When making a behavior change, we often discuss the importance of finding your “why.” I think we just need a focal point, a factor that motivates after the intrinsic motivation wears thin. There are several reasons why I have decided to take this weight loss journey, yet again. I write because I know I’ll need to be reminded, and maybe this will help you too.

First, I’ve lived in both places–carrying excess weight and not carrying excess weight.  I like the peace and focus I feel not carrying excess weight. There is this slow process that begins once I gain weight, and without knowing it, I often awake and realize I feel like a slave around food. Even if I wanted to be free, I cannot see a way out. It just feels impossible. Or, I find there is a point where my weight becomes a distraction in my mind.

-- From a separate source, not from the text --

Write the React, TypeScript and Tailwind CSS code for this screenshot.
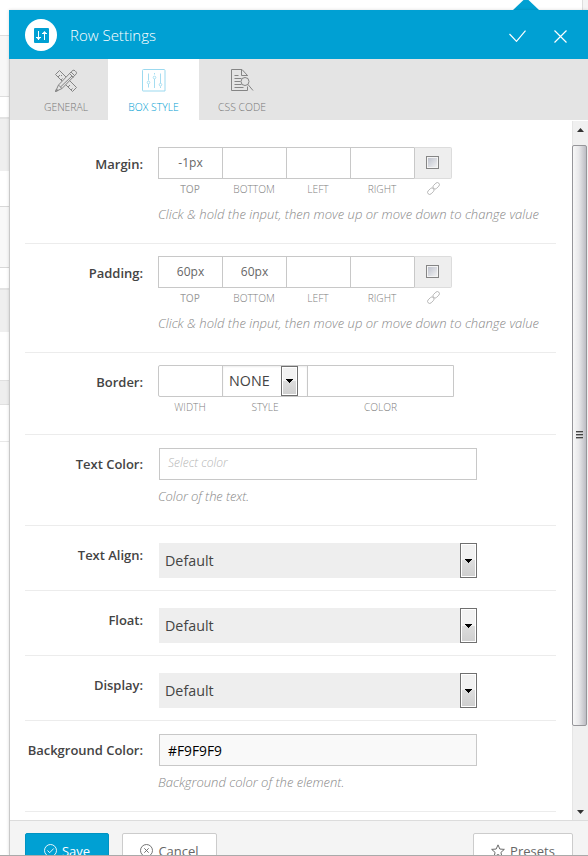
import type { ReactNode } from "react";

const strips = [
  "h-[35px] bg-white",
  "h-[62px] border-y border-[#dedede] bg-[#f7f7f7]",
  "h-5 bg-white",
  "h-[54px] border-t-2 border-[#e3e3e3] bg-[#efefef]",
  "h-[35px] bg-white",
  "h-[62px] border-y border-[#d8d8d8] bg-[#f8f8f8]",
  "h-5 bg-white",
  "h-11 border-t-2 border-[#e3e3e3] bg-[#efefef]",
  "h-12 bg-white",
  "h-[25px] border-y border-[#e0e0e0] bg-[#eeeeee]",
  "h-9 bg-white",
  "h-px bg-[#e8e8e8]",
];

function Row({ label, height, children }: { label: string; height: string; children: ReactNode }) {
  return (
    <div className={`flex shrink-0 border-b border-[#ececec] ${height}`}>
      <div className="w-[118px] shrink-0 whitespace-nowrap pt-[19px] text-right text-[13px] font-semibold leading-5 tracking-[-0.02px] text-[#444]">
        {label}
      </div>
      <div className="ml-[15px] min-w-0 flex-1">{children}</div>
    </div>
  );
}

function Hint({ text, className }: { text: string; className: string }) {
  return <p className={`whitespace-nowrap text-[13px] font-light italic leading-5 text-[#888] ${className}`}>{text}</p>;
}

function LinkIcon() {
  return (
    <svg className="h-[13px] w-[13px]" viewBox="0 0 13 13" fill="none" stroke="#aaa" strokeWidth="0.8">
      <rect x="-3.7" y="-2.1" width="7.4" height="4.2" rx="2.1" transform="translate(3.8 9.2) rotate(-45)" />
      <rect x="-3.7" y="-2.1" width="7.4" height="4.2" rx="2.1" transform="translate(9.2 3.8) rotate(-45)" />
    </svg>
  );
}

function Sides({ values }: { values: string[] }) {
  const names = ["TOP", "BOTTOM", "LEFT", "RIGHT"];
  return (
    <>
      <div className="mt-3 flex h-8">
        {values.map((v, i) => (
          <div key={i} className="flex w-16 items-center justify-center border-y border-l border-[#c8c8c8] pb-px text-[12px] text-[#666]">
            {v}
          </div>
        ))}
        <div className="flex w-[38px] items-center justify-center rounded-r-[2px] border border-[#dcdcdc] border-l-[#c8c8c8] bg-[#eee]">
          <span className="mr-0.5 mb-px h-[13px] w-[13px] border border-[#858585] bg-linear-to-br from-[#b9bdc9] to-[#f6f6f6] shadow-[inset_0_0_0_1px_#f4f4f4]" />
        </div>
      </div>
      <div className="flex h-[21px] items-center text-[10.200px] font-light text-[#808080]">
        {names.map((n, i) => (
          <span key={n} className={`w-16 text-center ${i === 0 ? "font-normal text-[#999]" : ""}`}>{n}</span>
        ))}
        <span className="flex w-[38px] justify-center pb-[3px]"><LinkIcon /></span>
      </div>
      <Hint className="mt-1 tracking-[0.035px]" text="Click & hold the input, then move up or move down to change value" />
    </>
  );
}

function Arrow({ className }: { className: string }) {
  return (
    <span className={`flex w-[17px] items-center justify-center border border-[#707070] bg-linear-to-b from-[#f2f2f2] from-50% via-[#dddddd] via-50% to-[#cfcfcf] shadow-[inset_0_0_0_1px_#fff] ${className}`}>
      <svg className="h-1 w-[7px]" viewBox="0 0 7 4" shapeRendering="crispEdges"><path d="M0 0h7v1H6v1H5v1H4v1H3V3H2V2H1V1H0z" fill="#000" /></svg>
    </span>
  );
}

function Select() {
  return (
    <div className="ml-px mt-[17px] flex h-[35px] w-[318px] items-center bg-[#eee] pl-1.5 text-[14.300px] text-[#444]">
      <span className="flex-1">Default</span>
      <Arrow className="h-[35px]" />
    </div>
  );
}

function PencilRuler() {
  return (
    <svg className="h-6 w-6" viewBox="0 0 24 24" fill="none" stroke="#858585" strokeWidth="1">
      <path d="M1.5 5.5l4-4 17 17-4 4zM4 8l2-2M7 11l1.5-1.5M14 18l2-2M17 21l1.5-1.5M7 7l1-1" />
      <path d="M17.5 2.5l1.5-1.2q1-.5 2 .5l1 1q1 1 .3 2L8 19.5l-6.5 3 3-6.5z" fill="#e4e4e4" />
      <path d="M4.5 16l3.500 3.500M15.500 4.500l4 4M17 3l4 4M18 7L6.300 18.200M1.500 22.500l1-2.500 1.500 1.500z" />
    </svg>
  );
}

function BoxStyleIcon() {
  return (
    <svg className="h-[23px] w-6" viewBox="0 0 24 23" fill="none" stroke="#9bd9ef">
      <path d="M1.500.5h20.500a1 1 0 011 1v20.500H1a.5.5 0 01-.5-.5V1.500a1 1 0 011-1z" />
      <path strokeWidth=".9" d="M6.500 4.500v7M6.500 15v3.500M12.500 10v9M12.500 4v1.500M18.500 4.500v10M18.500 17.500V19" />
      <g strokeWidth=".8"><circle cx="6.500" cy="13.500" r="1.300" /><circle cx="12.500" cy="8.500" r="1.300" /><circle cx="18.500" cy="15.700" r="1.300" /></g>
    </svg>
  );
}

function FileSearch() {
  return (
    <svg className="h-6 w-6" viewBox="0 0 24 24" fill="none" stroke="#858585">
      <path d="M17.500 7v-.5L12 .5H1.500v21h16v-4M11.500.5v6h6M4.500 6.500h4M4.500 9.500h7M4.500 12.500h6M4.500 15.500h7M4.500 18.500h9" />
      <circle cx="15" cy="12.500" r="4" fill="#e4e4e4" />
      <path d="M18 15.500l5 6" />
    </svg>
  );
}

function Tab({ icon, label, className }: { icon: ReactNode; label: string; className: string }) {
  return (
    <div className={`flex flex-col items-center text-[10.400px] font-light ${className}`}>
      <span className="mt-[9.500px] flex h-6">{icon}</span>
      <span className="mt-1.5 leading-4">{label}</span>
    </div>
  );
}

function Scrollbar() {
  return (
    <div className="mt-px flex w-4 shrink-0 flex-col items-center border-l border-[#e5e5e5] bg-[#f0f0f0]">
      <div className="flex h-6 shrink-0 items-center justify-center">
        <svg className="mb-1.5 h-1 w-[7px]" viewBox="0 0 7 4"><path d="M0 4L3.500 0 7 4z" fill="#333" /></svg>
      </div>
      <div className="-ml-px flex h-[581px] w-[15px] shrink-0 flex-col items-center justify-center gap-px self-start rounded-[2px] border border-[#96969a] bg-linear-to-r from-[#f8f8f8] via-[#e8e8ea] via-45% to-[#bcbcc3] pb-0.5">
        <i className="h-0.5 w-[7px] border-t border-[#444] bg-[#aaa]" />
        <i className="h-0.5 w-[7px] border-t border-[#444] bg-[#aaa]" />
        <i className="h-0.5 w-[7px] border-t border-[#444] bg-[#aaa]" />
      </div>
      <svg className="mt-auto mb-1.5 h-1 w-[7px]" viewBox="0 0 7 4"><path d="M0 0h7L3.500 4z" fill="#333" /></svg>
    </div>
  );
}

export default function App() {
  return (
    <div className="relative flex h-[856px] w-[588px] overflow-hidden bg-white font-['Open_Sans',sans-serif]">
      <aside className="w-[9px] shrink-0">
        {strips.map((s, i) => <div key={i} className={s} />)}
      </aside>
      <div className="flex min-w-0 flex-1 flex-col">
        <div className="flex h-2.5 shrink-0 justify-end">
          <svg className="mr-[43px] h-2.5 w-[26px]" viewBox="0 0 26 10"><path d="M0 10L10.500 0h5L26 10z" fill="#00a0d2" /></svg>
          <span className="w-[6px] border-l border-[#ddd] bg-[#f4f4f4]" />
        </div>
        <section className="flex min-h-0 flex-1 flex-col border-l border-[#c9c9c9] shadow-[0_0_3px_rgba(0,0,0,0.15)]">
          <header className="-ml-px flex h-[49px] shrink-0 items-center bg-[#00a0d3] pl-4 text-white">
            <span className="flex h-8 w-8 items-center justify-center rounded-full bg-white">
              <svg className="mt-px h-[15px] w-[15px]" viewBox="0 0 15 15">
                <rect width="15" height="15" rx="1" fill="#00a0d3" />
                <path d="M4.500 3v9M2 9.500h5M10.500 12V4M8 5.500h5" stroke="#fff" strokeWidth="1" />
                <path d="M2.300 9.500h4.400L4.500 12zM8.300 5.500h4.400L10.500 3z" fill="#fff" />
              </svg>
            </span>
            <h1 className="ml-[13px] flex-1 pt-px text-[15px] font-light">Row Settings</h1>
            <svg className="mt-0.5 mr-7 h-3 w-[17px]" viewBox="0 0 17 12" fill="none" stroke="#fff" strokeWidth="1.200"><path d="M.5 4L7.500 11.300 16.500.7" /></svg>
            <svg className="mt-[3px] mr-[21px] h-[13px] w-[13px]" viewBox="0 0 13 13" fill="none" stroke="#fff" strokeWidth="1.200"><path d="M.5.5l12 12M12.500.5l-12 12" /></svg>
          </header>
          <nav className="flex h-[61px] shrink-0 bg-[#e4e4e4] text-[#777]">
            <Tab className="w-[98px] pl-3.5" icon={<PencilRuler />} label="GENERAL" />
            <Tab className="w-[91px] bg-white text-[#00a0d3]" icon={<BoxStyleIcon />} label="BOX STYLE" />
            <Tab className="w-[86px]" icon={<FileSearch />} label="CSS CODE" />
          </nav>
          <div className="flex min-h-0 flex-1 bg-white">
            <main className="flex min-w-0 flex-1 flex-col overflow-hidden pl-[15px] pr-4 pt-[15px]">
              <Row label="Margin:" height="h-[109px]"><Sides values={["-1px", "", "", ""]} /></Row>
              <Row label="Padding:" height="h-[109px]"><Sides values={["60px", "60px", "", ""]} /></Row>
              <Row label="Border:" height="h-[82px]">
                <div className="mt-3 flex h-8 w-[296px] rounded-l-[2px] border border-[#c8c8c8]">
                  <div className="w-[63px]" />
                  <div className="flex w-[86px] items-center border-x border-[#c8c8c8] pl-1.5 text-[14.300px] text-[#444] shadow-[inset_0_1px_2px_#eee]">
                    <span className="w-[52px]">NONE</span>
                    <Arrow className="h-[30px]" />
                  </div>
                </div>
                <div className="flex h-[21px] items-center text-[10.200px] font-light text-[#808080]">
                  <span className="w-16 text-center">WIDTH</span>
                  <span className="w-[86px] text-center">STYLE</span>
                  <span className="w-[145px] text-center">COLOR</span>
                </div>
              </Row>
              <Row label="Text Color:" height="h-[91px]">
                <div className="ml-px mt-[13px] h-8 w-[318px] border border-[#c8c8c8] pl-2 text-[12px] font-light italic leading-7 tracking-[0.04px] text-[#b5b5b5]">Select color</div>
                <Hint className="mt-1.5 tracking-[-0.1px]" text="Color of the text." />
              </Row>
              <Row label="Text Align:" height="h-[65px]"><Select /></Row>
              <Row label="Float:" height="h-[65px]"><Select /></Row>
              <Row label="Display:" height="h-[65px]"><Select /></Row>
              <Row label="Background Color:" height="h-[91px]">
                <div className="ml-px mt-[13px] h-8 w-[318px] border border-[#c8c8c8] bg-[#f9f9f9] pl-2 text-[13.800px] leading-[31px] text-black">#F9F9F9</div>
                <Hint className="mt-1.5" text="Background color of the element." />
              </Row>
            </main>
            <Scrollbar />
          </div>
          <footer className="flex h-[35px] shrink-0 items-start overflow-hidden border-t border-[#dcdcdc] bg-[#f4f4f4] pl-[15px] pr-[15px] pt-3 text-[13px] text-[#666]">
            <button className="flex h-[37px] w-[84px] items-center justify-center gap-[5px] rounded-[2px] border border-[#0093c2] bg-[#00a0d3] text-white">
              <svg className="mb-0.5 h-[13px] w-[13px]" viewBox="0 0 13 13" fill="none" stroke="currentColor" strokeWidth=".9"><circle cx="6.500" cy="6.500" r="6" /><path d="M3.500 6.500l2.200 2.200 4-4.200" /></svg>
              Save
            </button>
            <button className="ml-[13px] flex h-[37px] w-[95px] items-center justify-center gap-[5px] rounded-[2px] border border-[#ccc] bg-white">
              <svg className="mb-0.5 h-[13px] w-[13px]" viewBox="0 0 13 13" fill="none" stroke="currentColor" strokeWidth=".9"><circle cx="6.500" cy="6.500" r="6" /><path d="M4.300 4.300l4.400 4.400M8.700 4.300L4.300 8.700" /></svg>
              Cancel
            </button>
            <button className="ml-auto flex h-[37px] w-[100px] items-center justify-center gap-[5px] rounded-[2px] border border-[#ccc] bg-white">
              <svg className="mb-0.5 h-3.5 w-3.5" viewBox="0 0 13 13" fill="none" stroke="currentColor" strokeWidth=".9"><path d="M6.500.8l1.700 3.900 4.200.3-3.200 2.800 1 4.200-3.700-2.300L2.800 12l1-4.200L.6 5l4.200-.3z" /></svg>
              Presets
            </button>
          </footer>
        </section>
        <div className="-ml-[9px] h-px shrink-0 bg-[#aaa]" />
      </div>
    </div>
  );
}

I will think about it A LOT. I will look in mirrors more–trying to assess my appearance from different angles. When I am carrying more weight than I should, I tend to think about weight and food more than I should. I do not like my mind being consumed by any individual thing. In previous seasons, vile, incessant, and attacking thoughts about how “fat” I was often accompanied my thoughts about weight. While those feelings are no longer, I do find myself looking in mirrors, wondering if this particular outfit is flattering, and second-guessing taking pictures ( you know how pictures NEVER lie). These are all signals that my weight needs some attention.

When I was younger, my reason for weight loss was simple: I just wanted to be thin. I assumed thin people had better lives, and if I attained a certain size, then all would be right with the world.  I now know that is untrue. Problems and pain accompany all seasons. I remember joking with my sister that I wanted to be able to wear a sleeveless shirt, and have my arms out in the summer. Or I just wanted to wear a size 14 jean instead of 20, and not have to shop in a plus size store. I wanted options. Some people dream of being famous; I dreamed of being thin.

I remember visiting Paris in early 2001 with my friends. Being in Paris in the early 2000s equated to traveling to a place where there was NO “big girl” love, i.e. no plus size options in stores.  We went clothes shopping, and it was absolutely dreadful. NOTHING fit. I could not try on any clothes. I was humiliated. Oh, that feeling!  I remember it distinctly. Now, you can argue, that the Parisians not having clothes that fit plus size women was more of the problem. Maybe it was. Either way, that experience is seared in my mind. I DON’T want to experience that again.

I want to lose weight because I want to abolish the perceived barrier that now exists in my mind. I often think, “because of my weight, I can’t do xx. I won’t feel as comfortable doing xx.” I will second guess wanting to run, swim, take pictures, go on rides, sit in chairs etc. It is SO much easier for me to think self-deprecating thoughts. Also, I always have the “what if” clause–what if I were smaller? Would I be experiencing ______ differently right now? Or, because of my weight, will my husband be as attracted to me?  Or, will I be taken seriously in my work? These thoughts are just TOO much.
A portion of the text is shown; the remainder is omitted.